Wrecking Yard or Yards Just Wrecked

Some of my buddies are working hard to see who can build the largest wrecking yard on the South End. Ever since Tyee Store sold back in the ‘80’s and the new owners hauled off the acre of cars, trucks, chassis and bus parts, the neighborhood had to drive clear to Mount Vernon or Marysville for cannibalized auto parts to repair our beaters. The last trip I made to the Quilceda Swamps to pull an automatic tranny in the mudhole where a ’62 BelAire had bellied down before submerging completely into the tarpits, well, that transmission lasted less than a hundred miles before it bit the dust. Or mud. Or whatever.

Maybe that’s why we keep our dead rigs — never know when a part off the old vehicle might save us the dreaded trip to distant off-island wrecking yards. So we make our less-than-manicured acreage our own personal salvage yards. Sure the mizzus cries, sure she sobs, but hellfire, she sure isn’t going to be the one who crawls on her belly to dismount some rusted differential in the mud and the rain miles from home.

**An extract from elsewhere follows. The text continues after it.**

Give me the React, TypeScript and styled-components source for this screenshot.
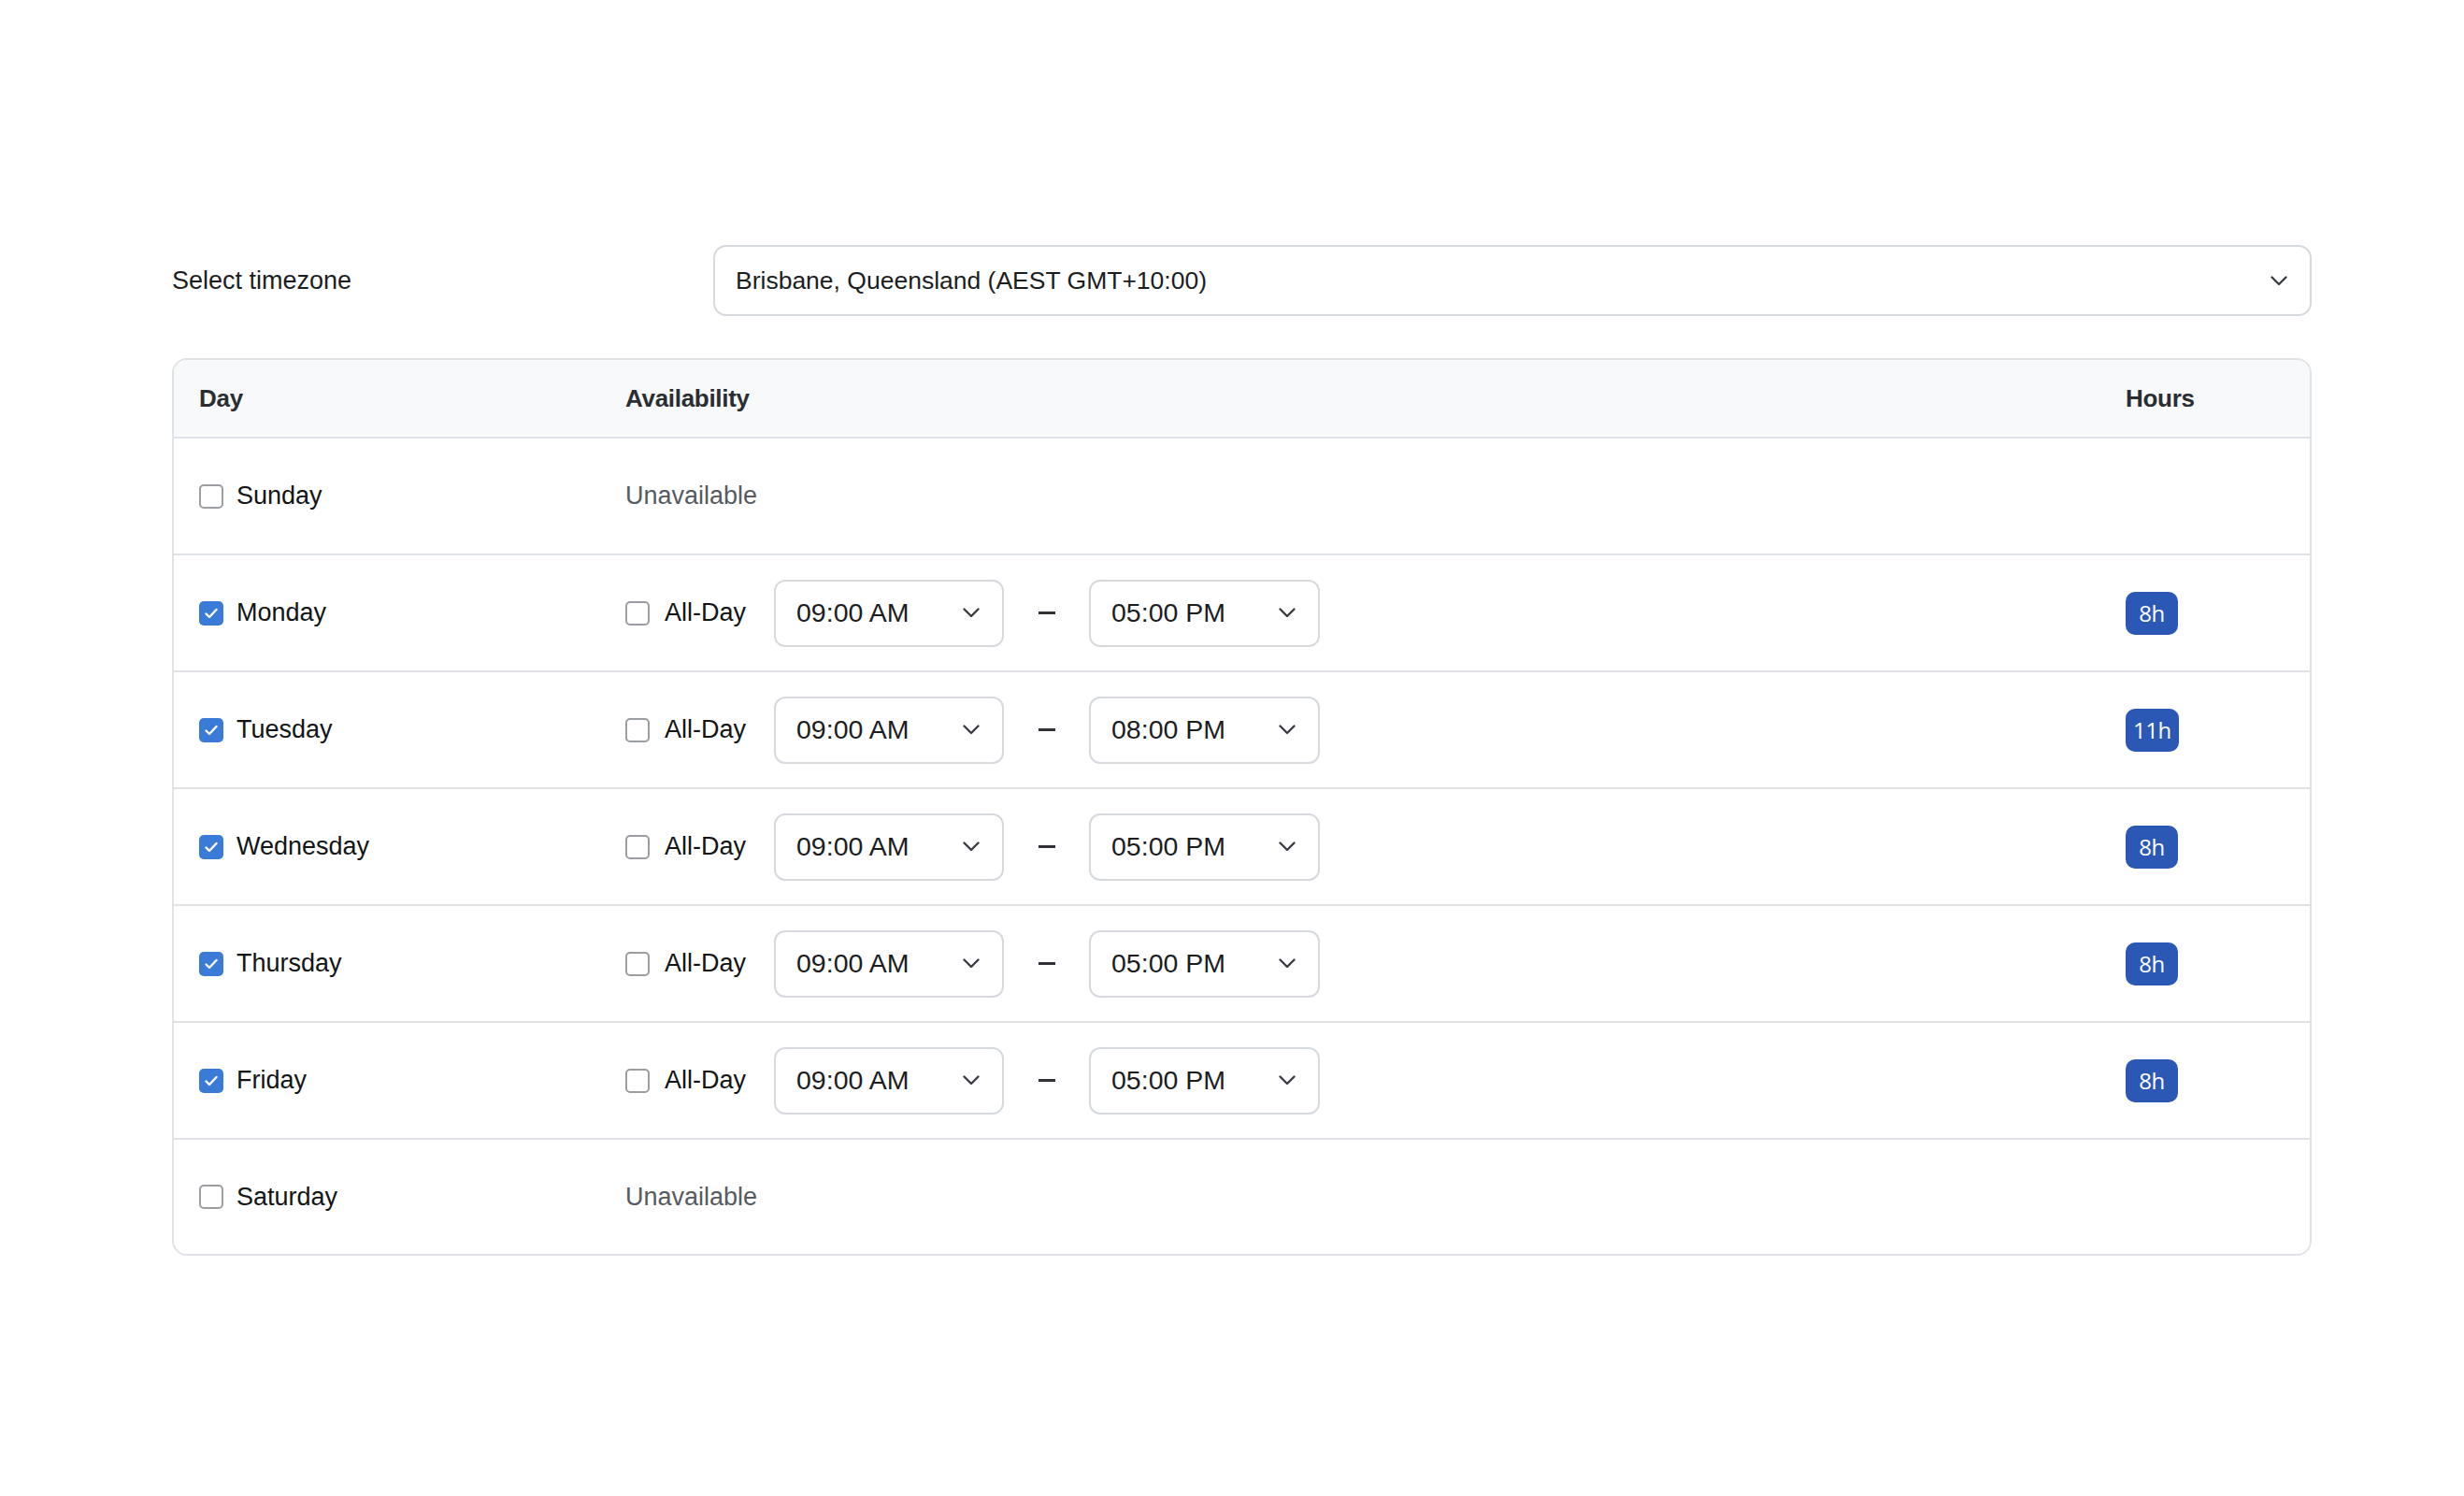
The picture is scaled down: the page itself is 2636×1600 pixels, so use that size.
import React from "react";
import styled, { createGlobalStyle } from "styled-components";

const GlobalStyle = createGlobalStyle`
  html, body {
    margin: 0;
    padding: 0;
    background: #ffffff;
    font-family: "Liberation Sans", Arial, sans-serif;
    color: #1b1d1f;
  }
  * { box-sizing: border-box; }
`;

const Page = styled.div`
  width: 2636px;
  min-height: 1600px;
  padding: 262px 0 0 184px;
`;

const Content = styled.div`
  width: 2289px;
  display: flex;
  flex-direction: column;
  gap: 45px;
`;

const TimezoneRow = styled.div`
  display: grid;
  grid-template-columns: 579px 1fr;
  align-items: center;
`;

const FieldLabel = styled.label`
  font-size: 27px;
  color: #1b1d1f;
`;

const SelectBox = styled.div<{ $width?: number; $height: number; $radius: number; $size: number }>`
  display: flex;
  align-items: center;
  justify-content: space-between;
  width: ${(p) => (p.$width ? `${p.$width}px` : "100%")};
  height: ${(p) => p.$height}px;
  border: 2px solid #d6d9dd;
  border-radius: ${(p) => p.$radius}px;
  background: #fff;
  padding: 0 24px 0 22px;
  font-size: ${(p) => p.$size}px;
  color: #1b1d1f;
  flex-shrink: 0;
`;

const Chevron = () => (
  <svg width="18" height="11" viewBox="0 0 18 11" fill="none">
    <polyline
      points="1.5,1.5 9,9 16.5,1.5"
      stroke="#3a3e44"
      strokeWidth="2.4"
      strokeLinecap="round"
      strokeLinejoin="round"
    />
  </svg>
);

const Card = styled.div`
  border: 2px solid #dfe2e6;
  border-radius: 16px;
  overflow: hidden;
  background: #fff;
`;

const Row = styled.div<{ $header?: boolean; $last?: boolean }>`
  display: grid;
  grid-template-columns: 456px 1fr 197px;
  align-items: center;
  padding-left: 27px;
  height: ${(p) => (p.$header ? 84 : p.$last ? 122 : 125)}px;
  background: ${(p) => (p.$header ? "#f8f9fa" : "#ffffff")};
  border-bottom: ${(p) => (p.$last ? "none" : "2px solid #dfe2e6")};
`;

const HeaderCell = styled.div`
  font-size: 26px;
  font-weight: 700;
  color: #2a2d31;
  letter-spacing: -0.3px;
`;

const DayCell = styled.div`
  display: flex;
  align-items: center;
  gap: 14px;
  font-size: 27px;
  color: #121416;
`;

const Box = styled.span<{ $checked?: boolean }>`
  width: 26px;
  height: 26px;
  border-radius: 5px;
  display: inline-flex;
  align-items: center;
  justify-content: center;
  flex-shrink: 0;
  background: ${(p) => (p.$checked ? "#3a7bd8" : "#ffffff")};
  border: ${(p) => (p.$checked ? "none" : "2px solid #9a9ea3")};
`;

const CheckBox = ({ checked }: { checked?: boolean }) => (
  <Box $checked={checked}>
    {checked && (
      <svg width="16" height="14" viewBox="0 0 16 14" fill="none">
        <polyline
          points="2.5,7.5 6,11 13.5,3"
          stroke="#ffffff"
          strokeWidth="2.4"
          strokeLinecap="round"
          strokeLinejoin="round"
        />
      </svg>
    )}
  </Box>
);

const AvailCell = styled.div`
  display: flex;
  align-items: center;
  font-size: 27px;
`;

const AllDay = styled.div`
  display: flex;
  align-items: center;
  gap: 16px;
  margin-right: 30px;
  color: #121416;
`;

const Dash = styled.span`
  width: 18px;
  height: 2.5px;
  background: #2f3236;
  margin: 0 36px 0 37px;
  flex-shrink: 0;
`;

const Unavailable = styled.span`
  color: #565b61;
  font-size: 27px;
`;

const HoursCell = styled.div`
  display: flex;
  align-items: center;
`;

const Badge = styled.span`
  display: inline-flex;
  align-items: center;
  justify-content: center;
  min-width: 56px;
  height: 46px;
  padding: 0 8px;
  border-radius: 10px;
  background: #2c58b5;
  color: #ffffff;
  font-size: 24px;
  font-family: "Open Sans", "Liberation Sans", sans-serif;
  letter-spacing: -0.5px;
`;

type Day = {
  name: string;
  on: boolean;
  start?: string;
  end?: string;
  hours?: string;
};

const days: Day[] = [
  { name: "Sunday", on: false },
  { name: "Monday", on: true, start: "09:00 AM", end: "05:00 PM", hours: "8h" },
  { name: "Tuesday", on: true, start: "09:00 AM", end: "08:00 PM", hours: "11h" },
  { name: "Wednesday", on: true, start: "09:00 AM", end: "05:00 PM", hours: "8h" },
  { name: "Thursday", on: true, start: "09:00 AM", end: "05:00 PM", hours: "8h" },
  { name: "Friday", on: true, start: "09:00 AM", end: "05:00 PM", hours: "8h" },
  { name: "Saturday", on: false },
];

export default function App() {
  return (
    <>
      <GlobalStyle />
      <Page>
        <Content>
          <TimezoneRow>
            <FieldLabel>Select timezone</FieldLabel>
            <SelectBox $height={76} $radius={14} $size={26.5}>
              <span>Brisbane, Queensland (AEST GMT+10:00)</span>
              <Chevron />
            </SelectBox>
          </TimezoneRow>

          <Card>
            <Row $header>
              <HeaderCell>Day</HeaderCell>
              <HeaderCell>Availability</HeaderCell>
              <HeaderCell>Hours</HeaderCell>
            </Row>
            {days.map((d, i) => (
              <Row key={d.name} $last={i === days.length - 1}>
                <DayCell>
                  <CheckBox checked={d.on} />
                  <span>{d.name}</span>
                </DayCell>
                <AvailCell>
                  {d.on ? (
                    <>
                      <AllDay>
                        <CheckBox />
                        <span>All-Day</span>
                      </AllDay>
                      <SelectBox $width={246} $height={72} $radius={12} $size={28.5}>
                        <span>{d.start}</span>
                        <Chevron />
                      </SelectBox>
                      <Dash />
                      <SelectBox $width={247} $height={72} $radius={12} $size={28.5}>
                        <span>{d.end}</span>
                        <Chevron />
                      </SelectBox>
                    </>
                  ) : (
                    <Unavailable>Unavailable</Unavailable>
                  )}
                </AvailCell>
                <HoursCell>{d.hours && <Badge>{d.hours}</Badge>}</HoursCell>
              </Row>
            ))}
          </Card>
        </Content>
      </Page>
    </>
  );
}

Now, you know and I do too, chances are slim to none that we’ll ever need anything off those blackberry strangled rigs up on blocks or down on deteriorated radials back by the woods. But it’s a kind of backwash insurance policy, see? If you got it, the gods of fate will pass you by. If you don’t, you might as well stick a black flag on the roof and say come and get me. It’s a law of the universe actually. And it’s certainly the Law on the South End, inviolable and terrible and probably swift. Tempt the gods at your own peril, amigo, we’ve learned the Hard Way.

So if you see an old ’65 Mustang peeking out of the nettle forests down some dead end road up a dark ravine, don’t bother knocking on that shack door to inquire how much the owner might want for that vintage car you want to restore. He needs it, my friend. He needs it for parts, he needs it for peace of mind, he needs it to barricade the door from the gods of fate.